**Provided data**
#####

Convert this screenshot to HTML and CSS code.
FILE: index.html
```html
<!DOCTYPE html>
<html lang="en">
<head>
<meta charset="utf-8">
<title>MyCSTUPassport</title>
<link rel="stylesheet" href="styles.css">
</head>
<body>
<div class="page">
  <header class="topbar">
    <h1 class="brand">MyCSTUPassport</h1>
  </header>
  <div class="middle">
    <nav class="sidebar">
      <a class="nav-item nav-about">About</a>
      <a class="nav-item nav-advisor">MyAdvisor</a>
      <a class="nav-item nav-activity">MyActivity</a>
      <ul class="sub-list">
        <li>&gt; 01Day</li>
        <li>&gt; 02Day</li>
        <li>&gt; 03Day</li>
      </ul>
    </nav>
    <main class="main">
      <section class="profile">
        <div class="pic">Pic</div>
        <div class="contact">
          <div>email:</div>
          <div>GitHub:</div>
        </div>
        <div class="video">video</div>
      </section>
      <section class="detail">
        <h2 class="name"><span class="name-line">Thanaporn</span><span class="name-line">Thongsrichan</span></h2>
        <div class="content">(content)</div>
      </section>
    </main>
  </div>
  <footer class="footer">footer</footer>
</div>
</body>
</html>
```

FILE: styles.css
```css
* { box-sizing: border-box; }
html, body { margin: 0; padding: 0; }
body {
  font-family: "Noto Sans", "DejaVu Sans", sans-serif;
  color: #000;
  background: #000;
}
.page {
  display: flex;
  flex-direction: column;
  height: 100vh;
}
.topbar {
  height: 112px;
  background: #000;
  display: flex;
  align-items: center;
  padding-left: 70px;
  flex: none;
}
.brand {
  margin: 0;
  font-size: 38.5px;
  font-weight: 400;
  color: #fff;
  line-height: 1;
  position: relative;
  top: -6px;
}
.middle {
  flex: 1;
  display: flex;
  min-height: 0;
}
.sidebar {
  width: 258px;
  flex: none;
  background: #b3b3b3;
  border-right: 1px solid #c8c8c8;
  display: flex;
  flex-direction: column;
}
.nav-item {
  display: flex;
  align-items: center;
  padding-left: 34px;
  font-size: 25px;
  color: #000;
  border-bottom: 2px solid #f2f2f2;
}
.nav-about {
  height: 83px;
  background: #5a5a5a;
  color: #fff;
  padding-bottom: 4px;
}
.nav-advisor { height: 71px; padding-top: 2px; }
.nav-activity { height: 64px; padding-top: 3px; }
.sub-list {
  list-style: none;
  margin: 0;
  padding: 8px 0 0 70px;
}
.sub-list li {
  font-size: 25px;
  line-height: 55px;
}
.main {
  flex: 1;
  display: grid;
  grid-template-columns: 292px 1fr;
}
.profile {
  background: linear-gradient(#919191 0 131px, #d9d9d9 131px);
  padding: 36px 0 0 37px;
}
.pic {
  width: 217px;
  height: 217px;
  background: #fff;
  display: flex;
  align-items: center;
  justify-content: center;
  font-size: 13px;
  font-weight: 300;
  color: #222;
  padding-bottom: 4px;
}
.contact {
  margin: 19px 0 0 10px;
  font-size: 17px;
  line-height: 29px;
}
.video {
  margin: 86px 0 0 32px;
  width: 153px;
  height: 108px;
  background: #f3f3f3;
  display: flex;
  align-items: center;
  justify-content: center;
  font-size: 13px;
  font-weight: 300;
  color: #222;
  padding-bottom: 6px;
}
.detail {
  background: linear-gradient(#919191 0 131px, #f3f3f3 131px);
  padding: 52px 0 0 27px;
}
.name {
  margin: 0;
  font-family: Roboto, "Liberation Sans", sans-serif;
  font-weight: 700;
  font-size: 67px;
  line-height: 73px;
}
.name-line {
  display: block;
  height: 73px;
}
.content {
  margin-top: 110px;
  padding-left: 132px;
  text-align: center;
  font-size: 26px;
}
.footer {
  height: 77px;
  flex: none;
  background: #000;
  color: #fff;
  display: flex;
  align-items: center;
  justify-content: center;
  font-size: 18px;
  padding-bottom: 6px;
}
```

#####

**Exercise description**
Retype the material in full, character for character.

**Result for this exercise**
Convert this screenshot to HTML and CSS code.
FILE: index.html
```html
<!DOCTYPE html>
<html lang="en">
<head>
<meta charset="utf-8">
<title>MyCSTUPassport</title>
<link rel="stylesheet" href="styles.css">
</head>
<body>
<div class="page">
  <header class="topbar">
    <h1 class="brand">MyCSTUPassport</h1>
  </header>
  <div class="middle">
    <nav class="sidebar">
      <a class="nav-item nav-about">About</a>
      <a class="nav-item nav-advisor">MyAdvisor</a>
      <a class="nav-item nav-activity">MyActivity</a>
      <ul class="sub-list">
        <li>&gt; 01Day</li>
        <li>&gt; 02Day</li>
        <li>&gt; 03Day</li>
      </ul>
    </nav>
    <main class="main">
      <section class="profile">
        <div class="pic">Pic</div>
        <div class="contact">
          <div>email:</div>
          <div>GitHub:</div>
        </div>
        <div class="video">video</div>
      </section>
      <section class="detail">
        <h2 class="name"><span class="name-line">Thanaporn</span><span class="name-line">Thongsrichan</span></h2>
        <div class="content">(content)</div>
      </section>
    </main>
  </div>
  <footer class="footer">footer</footer>
</div>
</body>
</html>
```

FILE: styles.css
```css
* { box-sizing: border-box; }
html, body { margin: 0; padding: 0; }
body {
  font-family: "Noto Sans", "DejaVu Sans", sans-serif;
  color: #000;
  background: #000;
}
.page {
  display: flex;
  flex-direction: column;
  height: 100vh;
}
.topbar {
  height: 112px;
  background: #000;
  display: flex;
  align-items: center;
  padding-left: 70px;
  flex: none;
}
.brand {
  margin: 0;
  font-size: 38.5px;
  font-weight: 400;
  color: #fff;
  line-height: 1;
  position: relative;
  top: -6px;
}
.middle {
  flex: 1;
  display: flex;
  min-height: 0;
}
.sidebar {
  width: 258px;
  flex: none;
  background: #b3b3b3;
  border-right: 1px solid #c8c8c8;
  display: flex;
  flex-direction: column;
}
.nav-item {
  display: flex;
  align-items: center;
  padding-left: 34px;
  font-size: 25px;
  color: #000;
  border-bottom: 2px solid #f2f2f2;
}
.nav-about {
  height: 83px;
  background: #5a5a5a;
  color: #fff;
  padding-bottom: 4px;
}
.nav-advisor { height: 71px; padding-top: 2px; }
.nav-activity { height: 64px; padding-top: 3px; }
.sub-list {
  list-style: none;
  margin: 0;
  padding: 8px 0 0 70px;
}
.sub-list li {
  font-size: 25px;
  line-height: 55px;
}
.main {
  flex: 1;
  display: grid;
  grid-template-columns: 292px 1fr;
}
.profile {
  background: linear-gradient(#919191 0 131px, #d9d9d9 131px);
  padding: 36px 0 0 37px;
}
.pic {
  width: 217px;
  height: 217px;
  background: #fff;
  display: flex;
  align-items: center;
  justify-content: center;
  font-size: 13px;
  font-weight: 300;
  color: #222;
  padding-bottom: 4px;
}
.contact {
  margin: 19px 0 0 10px;
  font-size: 17px;
  line-height: 29px;
}
.video {
  margin: 86px 0 0 32px;
  width: 153px;
  height: 108px;
  background: #f3f3f3;
  display: flex;
  align-items: center;
  justify-content: center;
  font-size: 13px;
  font-weight: 300;
  color: #222;
  padding-bottom: 6px;
}
.detail {
  background: linear-gradient(#919191 0 131px, #f3f3f3 131px);
  padding: 52px 0 0 27px;
}
.name {
  margin: 0;
  font-family: Roboto, "Liberation Sans", sans-serif;
  font-weight: 700;
  font-size: 67px;
  line-height: 73px;
}
.name-line {
  display: block;
  height: 73px;
}
.content {
  margin-top: 110px;
  padding-left: 132px;
  text-align: center;
  font-size: 26px;
}
.footer {
  height: 77px;
  flex: none;
  background: #000;
  color: #fff;
  display: flex;
  align-items: center;
  justify-content: center;
  font-size: 18px;
  padding-bottom: 6px;
}
```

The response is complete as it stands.